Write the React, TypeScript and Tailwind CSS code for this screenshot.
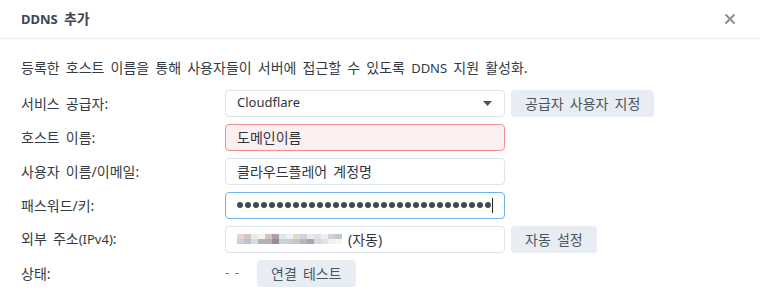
import { X } from 'lucide-react'

// pixelated (blurred-out) IP address, two rows of blocks
const blurTop = [
  'bg-[#e6d6cf]', 'bg-[#d2c6c4]', 'bg-[#e8ebf0]', 'bg-[#f2f4f6]', 'bg-[#cfc3be]', 'bg-[#aca2a5]', 'bg-[#dfe5ec]', 'bg-[#eaf1f6]',
  'bg-[#e6dace]', 'bg-[#d2d4dc]', 'bg-[#e9ecef]', 'bg-[#e4dfdf]', 'bg-[#eeeff2]', 'bg-[#cfd1d8]', 'bg-[#c4c6cd]',
]
const blurBottom = [
  'bg-[#d2cdd0]', 'bg-[#bcc3cf]', 'bg-[#d6dde6]', 'bg-[#adb3bf]', 'bg-[#b9aeab]', 'bg-[#978d94]', 'bg-[#c9d1dd]', 'bg-[#c2cfdb]',
  'bg-[#cdc4bb]', 'bg-[#b2b6c1]', 'bg-[#a4a8b4]', 'bg-[#d8d8dd]', 'bg-[#e2e3e7]', 'bg-[#eff0f2]', 'bg-[#f6f6f7]',
]

function Label({ children }: { children: React.ReactNode }) {
  return <div className="w-[204px] shrink-0 text-[#333b44]">{children}</div>
}

function Field({ children, className = '' }: { children: React.ReactNode; className?: string }) {
  return (
    <div className={`flex h-[27px] w-[280px] items-center rounded-[4px] border px-[11px] text-[#2f363e] ${className}`}>
      {children}
    </div>
  )
}

function Btn({ children }: { children: React.ReactNode }) {
  return (
    <button type="button" className="h-[27px] rounded-[4px] bg-[#e8edf3] px-[14px] text-[#4b5562] [word-spacing:2.5px]">
      {children}
    </button>
  )
}

const latin = 'text-[13px]'

export default function App() {
  return (
    <div className="h-[303px] w-[760px] bg-white font-['Noto_Sans','Noto_Sans_CJK_KR',sans-serif] text-[14px] [word-spacing:2.5px]">
      <div className="flex h-[39px] items-center justify-between border-b border-[#e8edf3] pl-[21px] pr-[22px]">
        <span className="font-bold text-[#3f4650]">
          <span className={latin}>DDNS</span> 추가
        </span>
        <X size={16} strokeWidth={3} className="text-[#8a9098]" />
      </div>
      <div className="px-[21px] pt-[18px]">
        <p className="text-[#333b44]">
          등록한 호스트 이름을 통해 사용자들이 서버에 접근할 수 있도록 <span className={latin}>DDNS</span> 지원 활성화.
        </p>
        <div className="mt-[11px] flex flex-col gap-[7px]">
          <div className="flex items-center">
            <Label>서비스 공급자:</Label>
            <Field className="justify-between border-[#dde4ec]">
              <span className={latin}>Cloudflare</span>
              <svg width="9" height="5" viewBox="0 0 9 5" className="mr-[1px]">
                <path d="M0 0h9L4.5 5z" fill="#4b5562" />
              </svg>
            </Field>
            <div className="ml-[6px]">
              <Btn>공급자 사용자 지정</Btn>
            </div>
          </div>
          <div className="flex items-center">
            <Label>호스트 이름:</Label>
            <Field className="border-[#ef8f8f] bg-[#fcefef]">도메인이름</Field>
          </div>
          <div className="flex items-center">
            <Label>사용자 이름/이메일:</Label>
            <Field className="border-[#dde4ec]">클라우드플레어 계정명</Field>
          </div>
          <div className="flex items-center">
            <Label>패스워드/키:</Label>
            <Field className="border-[#6fb2ef]">
              <div className="flex gap-[2px]">
                {Array.from({ length: 32 }).map((_, i) => (
                  <span key={i} className="h-[6px] w-[6px] rounded-full bg-[#434a54]" />
                ))}
              </div>
              <span className="ml-px h-[15px] w-px bg-[#222]" />
            </Field>
          </div>
          <div className="flex items-center">
            <Label>
              외부 주소<span className={latin}>(IPv4)</span>:
            </Label>
            <Field className="border-[#dde4ec]">
              <div className="flex flex-col">
                <div className="flex">
                  {blurTop.map((c, i) => (
                    <span key={i} className={`h-[5px] w-[7px] ${c}`} />
                  ))}
                </div>
                <div className="flex">
                  {blurBottom.map((c, i) => (
                    <span key={i} className={`h-[5px] w-[7px] ${c}`} />
                  ))}
                </div>
              </div>
              <span className="ml-[6px]">(자동)</span>
            </Field>
            <div className="ml-[6px]">
              <Btn>자동 설정</Btn>
            </div>
          </div>
          <div className="flex items-center">
            <Label>상태:</Label>
            <span className="w-[32px] text-[13px] text-[#6b727b]">- -</span>
            <Btn>연결 테스트</Btn>
          </div>
        </div>
      </div>
    </div>
  )
}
- - - - - - -
* [Exercise prompt]: Omit the pictures and output all of the other material exactly.

* [Complete output]:
Write the React, TypeScript and Tailwind CSS code for this screenshot.
import { X } from 'lucide-react'

// pixelated (blurred-out) IP address, two rows of blocks
const blurTop = [
  'bg-[#e6d6cf]', 'bg-[#d2c6c4]', 'bg-[#e8ebf0]', 'bg-[#f2f4f6]', 'bg-[#cfc3be]', 'bg-[#aca2a5]', 'bg-[#dfe5ec]', 'bg-[#eaf1f6]',
  'bg-[#e6dace]', 'bg-[#d2d4dc]', 'bg-[#e9ecef]', 'bg-[#e4dfdf]', 'bg-[#eeeff2]', 'bg-[#cfd1d8]', 'bg-[#c4c6cd]',
]
const blurBottom = [
  'bg-[#d2cdd0]', 'bg-[#bcc3cf]', 'bg-[#d6dde6]', 'bg-[#adb3bf]', 'bg-[#b9aeab]', 'bg-[#978d94]', 'bg-[#c9d1dd]', 'bg-[#c2cfdb]',
  'bg-[#cdc4bb]', 'bg-[#b2b6c1]', 'bg-[#a4a8b4]', 'bg-[#d8d8dd]', 'bg-[#e2e3e7]', 'bg-[#eff0f2]', 'bg-[#f6f6f7]',
]

function Label({ children }: { children: React.ReactNode }) {
  return <div className="w-[204px] shrink-0 text-[#333b44]">{children}</div>
}

function Field({ children, className = '' }: { children: React.ReactNode; className?: string }) {
  return (
    <div className={`flex h-[27px] w-[280px] items-center rounded-[4px] border px-[11px] text-[#2f363e] ${className}`}>
      {children}
    </div>
  )
}

function Btn({ children }: { children: React.ReactNode }) {
  return (
    <button type="button" className="h-[27px] rounded-[4px] bg-[#e8edf3] px-[14px] text-[#4b5562] [word-spacing:2.5px]">
      {children}
    </button>
  )
}

const latin = 'text-[13px]'

export default function App() {
  return (
    <div className="h-[303px] w-[760px] bg-white font-['Noto_Sans','Noto_Sans_CJK_KR',sans-serif] text-[14px] [word-spacing:2.5px]">
      <div className="flex h-[39px] items-center justify-between border-b border-[#e8edf3] pl-[21px] pr-[22px]">
        <span className="font-bold text-[#3f4650]">
          <span className={latin}>DDNS</span> 추가
        </span>
        <X size={16} strokeWidth={3} className="text-[#8a9098]" />
      </div>
      <div className="px-[21px] pt-[18px]">
        <p className="text-[#333b44]">
          등록한 호스트 이름을 통해 사용자들이 서버에 접근할 수 있도록 <span className={latin}>DDNS</span> 지원 활성화.
        </p>
        <div className="mt-[11px] flex flex-col gap-[7px]">
          <div className="flex items-center">
            <Label>서비스 공급자:</Label>
            <Field className="justify-between border-[#dde4ec]">
              <span className={latin}>Cloudflare</span>
              <svg width="9" height="5" viewBox="0 0 9 5" className="mr-[1px]">
                <path d="M0 0h9L4.5 5z" fill="#4b5562" />
              </svg>
            </Field>
            <div className="ml-[6px]">
              <Btn>공급자 사용자 지정</Btn>
            </div>
          </div>
          <div className="flex items-center">
            <Label>호스트 이름:</Label>
            <Field className="border-[#ef8f8f] bg-[#fcefef]">도메인이름</Field>
          </div>
          <div className="flex items-center">
            <Label>사용자 이름/이메일:</Label>
            <Field className="border-[#dde4ec]">클라우드플레어 계정명</Field>
          </div>
          <div className="flex items-center">
            <Label>패스워드/키:</Label>
            <Field className="border-[#6fb2ef]">
              <div className="flex gap-[2px]">
                {Array.from({ length: 32 }).map((_, i) => (
                  <span key={i} className="h-[6px] w-[6px] rounded-full bg-[#434a54]" />
                ))}
              </div>
              <span className="ml-px h-[15px] w-px bg-[#222]" />
            </Field>
          </div>
          <div className="flex items-center">
            <Label>
              외부 주소<span className={latin}>(IPv4)</span>:
            </Label>
            <Field className="border-[#dde4ec]">
              <div className="flex flex-col">
                <div className="flex">
                  {blurTop.map((c, i) => (
                    <span key={i} className={`h-[5px] w-[7px] ${c}`} />
                  ))}
                </div>
                <div className="flex">
                  {blurBottom.map((c, i) => (
                    <span key={i} className={`h-[5px] w-[7px] ${c}`} />
                  ))}
                </div>
              </div>
              <span className="ml-[6px]">(자동)</span>
            </Field>
            <div className="ml-[6px]">
              <Btn>자동 설정</Btn>
            </div>
          </div>
          <div className="flex items-center">
            <Label>상태:</Label>
            <span className="w-[32px] text-[13px] text-[#6b727b]">- -</span>
            <Btn>연결 테스트</Btn>
          </div>
        </div>
      </div>
    </div>
  )
}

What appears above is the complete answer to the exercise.